September 17th 1892. Stinsford House burnt. Discovered it to be on fire when driving home from Dorchester with E. I left the carriage and ran across the meads. She drove on, having promised to dine at Cannon R. Smith’s.  I could soon see that the old mansion was doomed, though there was not a breath of wind. Coppery flames were visible in the sun through the trees of the park, and a few figures in shirt-sleeves on the roof. Furniture on the lawn: several servants perspiring and crying. Men battering out windows to get out the things, - a bruising of tender memories for me. I worked in carrying books and other articles to the vicarage. When it grew dark the flames entered the drawing and dining rooms, lighting up the chambers of so much romance. The delicate tones of the wall-painting seemed pleased at the illumination at first, till the inside of the rooms became one roaring oven; and then the ceiling fell, and then the roof, sending a fountain of sparks from the old oak into the sky.
Met Mary in the churchyard, who had been laying flowers on Father’s grave, on which the firelight now flickered.
Walked to Cannon Smith’s dinner-party just as I was, it being too late to change. E had preceded me there, since I did not arrive until nine. Dinner disorganized and pushed back between one and two hours, they having been to the fire. Met Bosworth Smith (Harrow master) who had taken E to the fire, though I saw neither of them. Late home.
I am sorry for the house.
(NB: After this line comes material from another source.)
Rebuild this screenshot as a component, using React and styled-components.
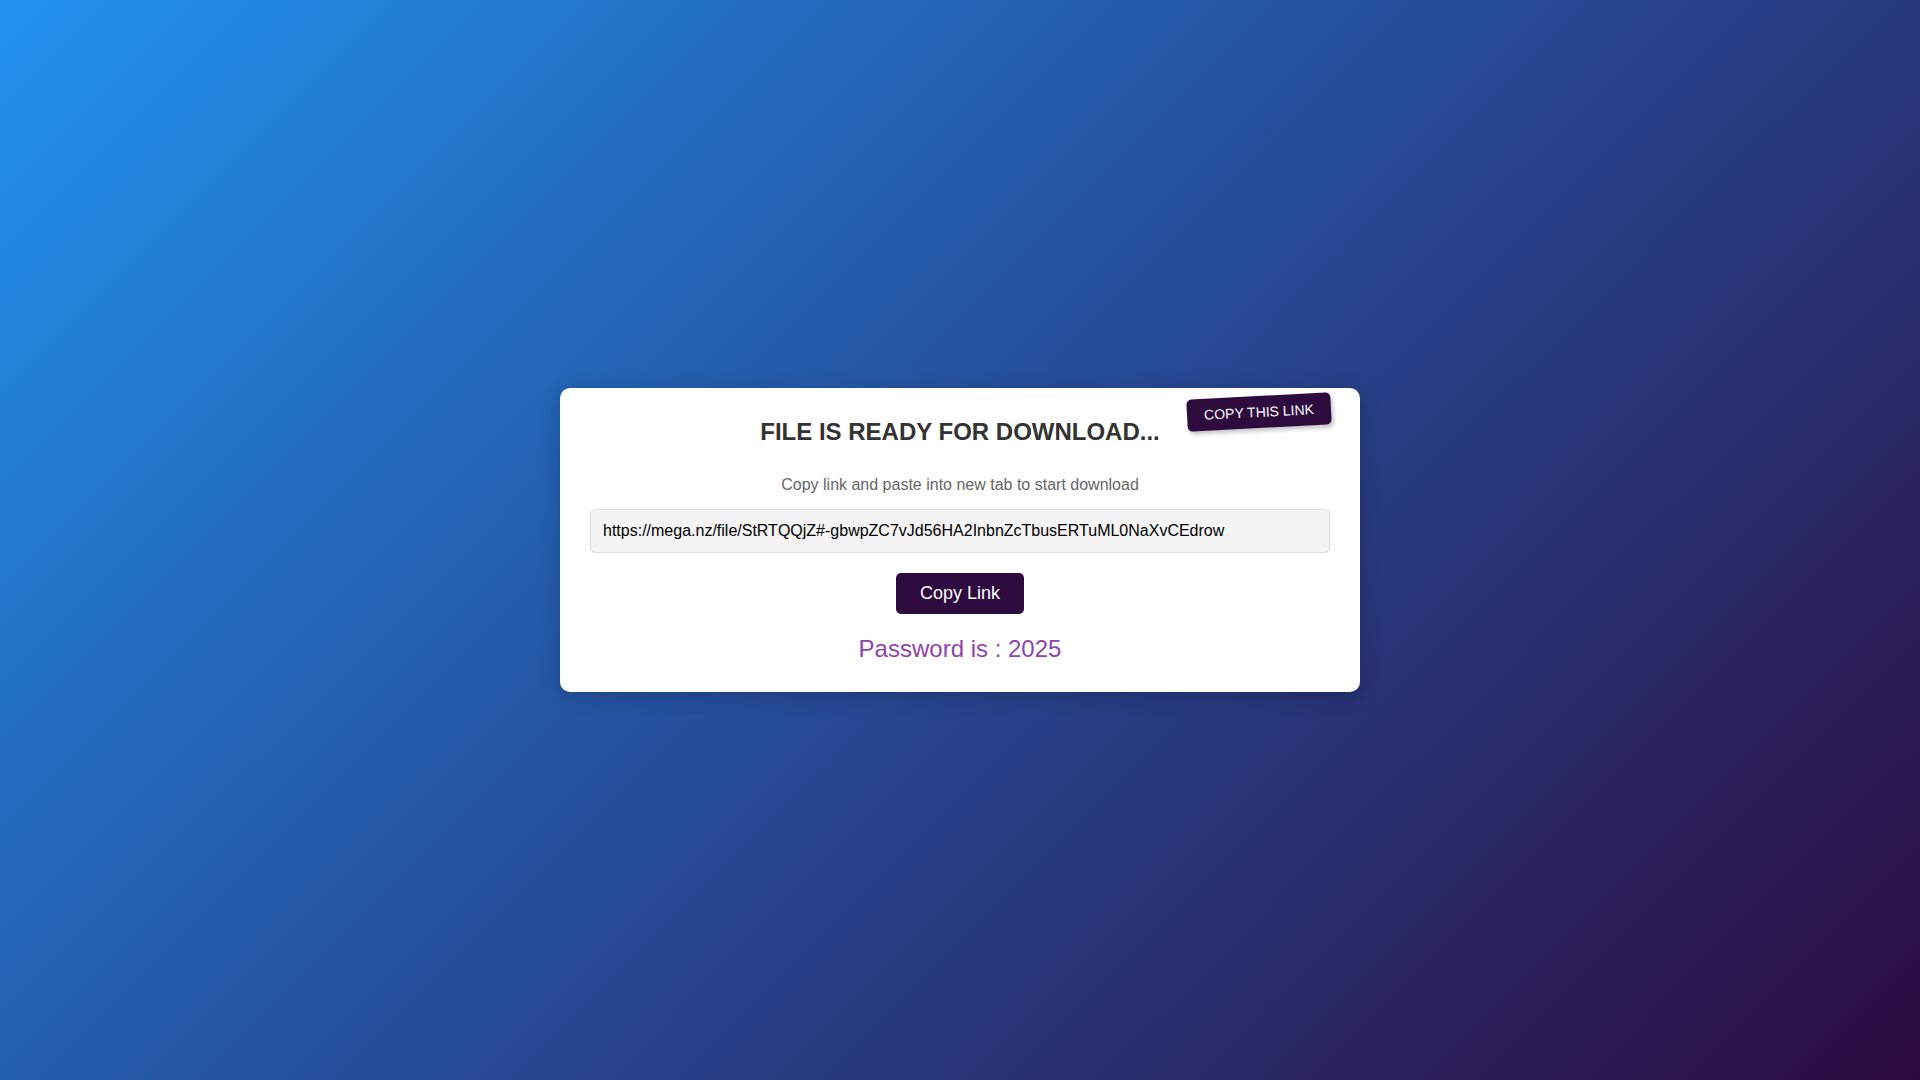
import styled, { createGlobalStyle } from "styled-components";

const GlobalStyle = createGlobalStyle`
  * {
    box-sizing: border-box;
  }

  html,
  body {
    margin: 0;
    padding: 0;
    height: 100%;
  }

  body {
    font-family: "Liberation Sans", Arial, sans-serif;
  }

  #root {
    height: 100%;
  }
`;

const LINK =
  "https://mega.nz/file/StRTQQjZ#-gbwpZC7vJd56HA2InbnZcTbusERTuML0NaXvCEdrow";

export default function App() {
  return (
    <>
      <GlobalStyle />
      <Page>
        <Card>
          <Badge>Copy this link</Badge>
          <Title>FILE IS READY FOR DOWNLOAD...</Title>
          <Hint>Copy link and paste into new tab to start download</Hint>
          <LinkInput type="text" value={LINK} readOnly />
          <CopyButton type="button">Copy Link</CopyButton>
          <Password>Password is : 2025</Password>
        </Card>
      </Page>
    </>
  );
}

const Page = styled.div`
  width: 100vw;
  height: 100vh;
  display: flex;
  align-items: center;
  justify-content: center;
  background: linear-gradient(135deg, #2193ee 0%, #25519f 45%, #2c0a3d 100%);
`;

const Card = styled.div`
  position: relative;
  width: 800px;
  padding: 30px 30px 29px;
  display: flex;
  flex-direction: column;
  align-items: center;
  background-color: #ffffff;
  border-radius: 10px;
  box-shadow: 0 4px 20px rgba(0, 0, 0, 0.2);
`;

const Badge = styled.div`
  position: absolute;
  top: 8px;
  right: 29px;
  padding: 8px 17px;
  background-color: #2d0b3e;
  color: #ffffff;
  font-size: 14px;
  line-height: 16px;
  text-transform: uppercase;
  border-radius: 5px;
  transform: rotate(-3deg);
  box-shadow: 2px 3px 4px rgba(0, 0, 0, 0.25);
`;

const Title = styled.h2`
  margin: 0 0 30px;
  font-size: 24px;
  font-weight: bold;
  color: #333333;
`;

const Hint = styled.p`
  margin: 0 0 15px;
  font-size: 16px;
  color: #666666;
`;

const LinkInput = styled.input`
  width: 100%;
  padding: 12px;
  font-family: "Liberation Sans", Arial, sans-serif;
  font-size: 16px;
  line-height: 18px;
  color: #000000;
  background-color: #f4f4f4;
  border: 1px solid #dddddd;
  border-radius: 5px;
  outline: none;
`;

const CopyButton = styled.button`
  margin-top: 20px;
  padding: 10px 24px;
  font-family: "Liberation Sans", Arial, sans-serif;
  font-size: 18px;
  line-height: 21px;
  color: #ffffff;
  background-color: #2d0b3e;
  border: none;
  border-radius: 5px;
  cursor: pointer;
`;

const Password = styled.p`
  margin: 21px 0 0;
  font-size: 24px;
  color: #8e44ad;
`;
It was where Lady Susan Strangeways, afterwards Lady Susan O’Brien, lived so many years with her actor-husband, after the famous elopement in 1764, so excellently described in Walpole’s Letters, Mary Frampton’s Journal etc.
As stated, she knew my grandfather well, and he carefully heeded her tearful instructions to build the vault for her husband and later herself  “Just large enough for us two”. Walpole’s satire on her romantic choice- - that ‘a footman were preferable’- - would have missed fire somewhat if tested by time.
My father when a boy-chorister in the gallery of the church used to see her, an old and lonely widow, walking in the garden in a red cloak.